In a dramatic turn of events, over two dozen former employees of Consensys, a major Ethereum infrastructure firm, have filed a lawsuit against Joseph Lubin, the company’s founder and CEO. The plaintiffs allege that Lubin broke a “no-dilution promise” he made back in 2015, leading to a significant loss in their equity shares. This has raised questions about corporate ethics, accountability, and the legal obligations of founders towards their employees.
Consensys was established in October 2014 by Joseph Lubin, who is also one of the co-founders of Ethereum. The firm quickly became a central part of the Ethereum network, developing and hosting numerous infrastructure projects. The promise of being at the forefront of the cryptocurrency revolution attracted many bright and motivated individuals to join the company.
The controversy centers around a document allegedly written by Lubin in 2015, in which he promised not to dilute the equity shares of Consensys employees. The plaintiffs argue that Lubin broke this promise, leading to their shares in the Swiss-based holding company, Consensys AG (formerly Consensys Mesh), becoming worthless. This happened when Lubin transferred assets, including the popular cryptocurrency wallet MetaMask, to a new U.S.-based entity in 2020.
The plaintiffs claim that they were kept in the dark about the negotiations and the asset transfer, while Lubin and a select few, along with investment bank JPMorgan, benefitted from the deal. JPMorgan, too, is named as a defendant in the lawsuit, with the plaintiffs alleging that the bank played a crucial role in the asset transfer and became an equity holder in the new U.S. entity.
A spokesperson from Consensys has dismissed the claims as “frivolous” and “meritless,” stating that the plaintiffs have already tried and failed to pursue their claims in a Swiss court.
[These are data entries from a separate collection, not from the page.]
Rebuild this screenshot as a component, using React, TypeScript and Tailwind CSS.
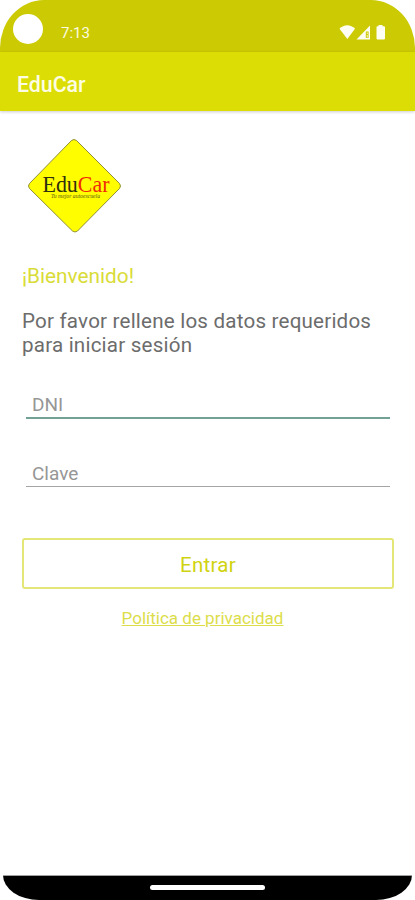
import React from "react";

const StatusBar: React.FC = () => {
  return (
    <div className="flex h-[52px] items-start rounded-t-[44px_48px] bg-[#cbca03] pl-[13px] pr-7">
      <span className="mt-3.5 h-[30px] w-[30px] rounded-full bg-white" />
      <span className="ml-[18px] mt-[23px] text-[15px] leading-5 text-[#fdfce0]">
        7:13
      </span>
      <svg
        className="ml-auto mt-6 h-4 w-12"
        viewBox="0 0 48 16"
        fill="#fffef2"
      >
        <path d="M0.5 4.8C4.7 0.1 11.8 0.1 16 4.8L8.3 15Z" />
        <path
          fillRule="evenodd"
          d="M31 1.5V15.5H17.5ZM26.8 7.5V14H29.6V7.5ZM27.8 8.5H28.6V10H27.8ZM27.8 11H28.6V13.4H27.8Z"
        />
        <path d="M39.5 2.2V1H43.5V2.2H45Q46 2.2 46 3.2V14.5Q46 15.5 45 15.5H38.5Q37.5 15.5 37.5 14.5V3.2Q37.5 2.2 38.5 2.2Z" />
      </svg>
    </div>
  );
};

const Logo: React.FC = () => {
  return (
    <svg className="h-24 w-24" viewBox="0 0 96 96">
      <path
        d="M44.5 2.5Q47 0.5 49.5 2.5L92.5 45.5Q94.5 48 92.5 50.5L50.5 93Q48 95 45.5 93L2.5 50.5Q0.5 48 2.5 45.5Z"
        fill="#fffd00"
        stroke="#8f8f38"
        strokeWidth="1"
      />
      <text
        x="15.5"
        y="54"
        textLength="67"
        lengthAdjust="spacingAndGlyphs"
        fontFamily="Liberation Serif, serif"
        fontSize="22.5"
        fill="#2e2e10"
      >
        Edu<tspan fill="#f02a08">Car</tspan>
      </text>
      <text
        x="24"
        y="60"
        textLength="49"
        lengthAdjust="spacingAndGlyphs"
        fontFamily="Liberation Serif, serif"
        fontSize="5.5"
        fontStyle="italic"
        fill="#55551a"
      >
        Tu mejor autoescuela
      </text>
    </svg>
  );
};

const LoginForm: React.FC = () => {
  return (
    <form className="flex flex-col">
      <div className="mx-1 mt-[27px]">
        <input
          className="block h-[35px] w-full border-b-2 border-[#71a293] px-1.5 pt-[7px] text-[19px] text-[#5f5f5f] outline-none placeholder:text-[#969696]"
          type="text"
          id="dni"
          placeholder="DNI"
        />
      </div>
      <div className="mx-1 mt-8">
        <input
          className="block h-9 w-full border-b border-[#a5a5a5] px-1.5 pt-[9px] text-[19px] text-[#5f5f5f] outline-none placeholder:text-[#969696]"
          type="password"
          id="clave"
          placeholder="Clave"
        />
      </div>
      <button
        className="mt-[51px] h-[51px] rounded-[3px] border-2 border-[#e5e678] pt-1 text-[20.5px] tracking-[0.3px] text-[#d0d310]"
        type="button"
      >
        Entrar
      </button>
      <a
        className="mr-[11px] mt-[17px] self-center text-[17px] leading-6 text-[#dcdd4a] underline"
        href="#privacidad"
      >
        Política de privacidad
      </a>
    </form>
  );
};

const App: React.FC = () => {
  return (
    <div className="flex h-[900px] w-[415px] flex-col bg-white font-['Roboto',sans-serif]">
      <StatusBar />
      <header className="flex h-[59px] items-center bg-[#dcdd04] pl-[17px] pt-1.5 shadow-[0_1px_3px_rgba(0,0,0,0.2)]">
        <h1 className="text-[21.3px] font-medium text-[#fdfde4]">EduCar</h1>
      </header>
      <main className="flex flex-1 flex-col pl-[22px] pr-[21px] pt-[27px]">
        <div className="pl-[5px]">
          <Logo />
        </div>
        <h2 className="mt-7 text-[20.8px] leading-7 text-[#d9dc38]">
          ¡Bienvenido!
        </h2>
        <p className="mt-[19px] text-[20.6px] leading-6 tracking-[0.2px] text-[#6c6c6c]">
          Por favor rellene los datos requeridos para iniciar sesión
        </p>
        <LoginForm />
      </main>
      <footer className="px-[3px]">
        <div className="flex h-[25px] justify-center rounded-b-[36px_25px] border-t border-[#a0a0a0] bg-black pt-[9px]">
          <span className="h-[5px] w-[115px] rounded-full bg-white" />
        </div>
      </footer>
    </div>
  );
};

export default App;
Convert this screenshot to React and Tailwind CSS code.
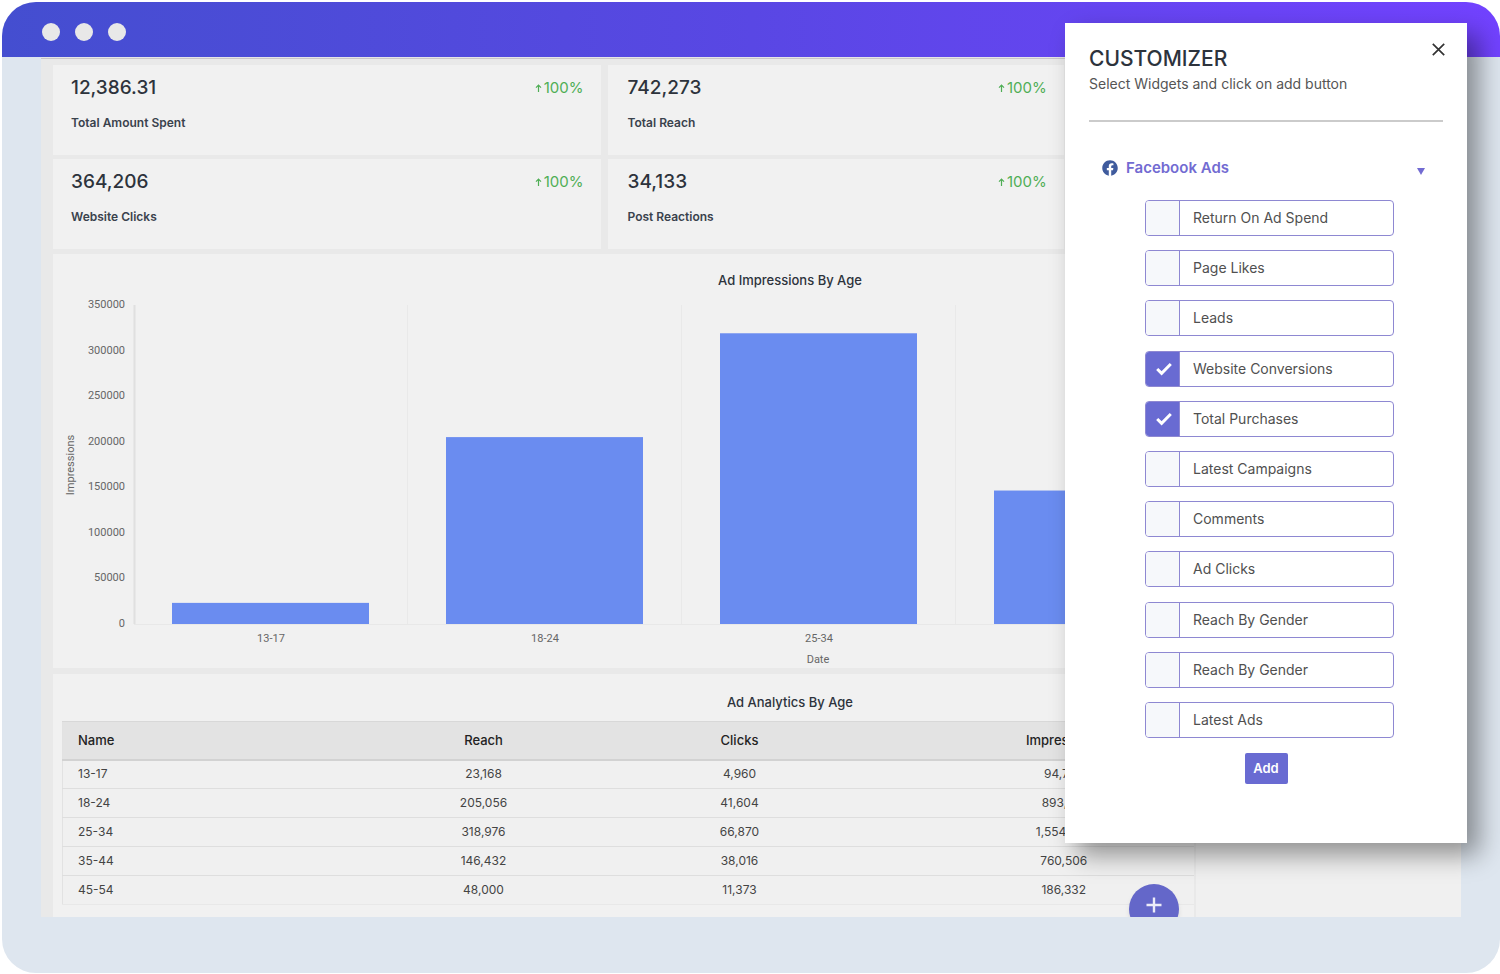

The spokesperson argued that the plaintiffs, who were never employees of Consensys Software (the new U.S. entity), are now attempting to “game U.S. courts” in an effort to profit from the success of others.
The case has now moved to the Supreme Court of the State of New York, where the plaintiffs are seeking damages across six separate causes of action. The amount of damages will be determined at trial. Despite Consensys’s claims that the lawsuit has no merit, the High Court of Zug in Switzerland has previously issued a judgment in favor of the plaintiffs, lending support to their allegations that Lubin breached his duties.
This lawsuit raises serious questions about the responsibilities and commitments of startup founders towards their employees. As more and more individuals opt to work for startups, lured by the promise of equity shares and the potential for significant financial rewards, cases like this highlight the risks involved.
The role of major financial institutions in these deals also comes under scrutiny, as the plaintiffs allege that JPMorgan played a significant role in the asset transfer that ultimately led to their shares becoming worthless.
The Consensys lawsuit serves as a stark reminder of the potential pitfalls of equity deals in startups. While the allure of being part of the next big thing in technology is undeniable, employees must be aware of the risks involved and ensure that they are adequately protected. As for startup founders, this case highlights the importance of upholding promises made to early employees, as failing to do so can lead to legal troubles and damage to one’s reputation.
The legal battle between the former Consensys employees and Joseph Lubin is far from over, and its outcome will be closely watched by startups and employees alike. Regardless of the result, this case serves as a cautionary tale about the importance of transparency, accountability, and fairness in employee equity deals.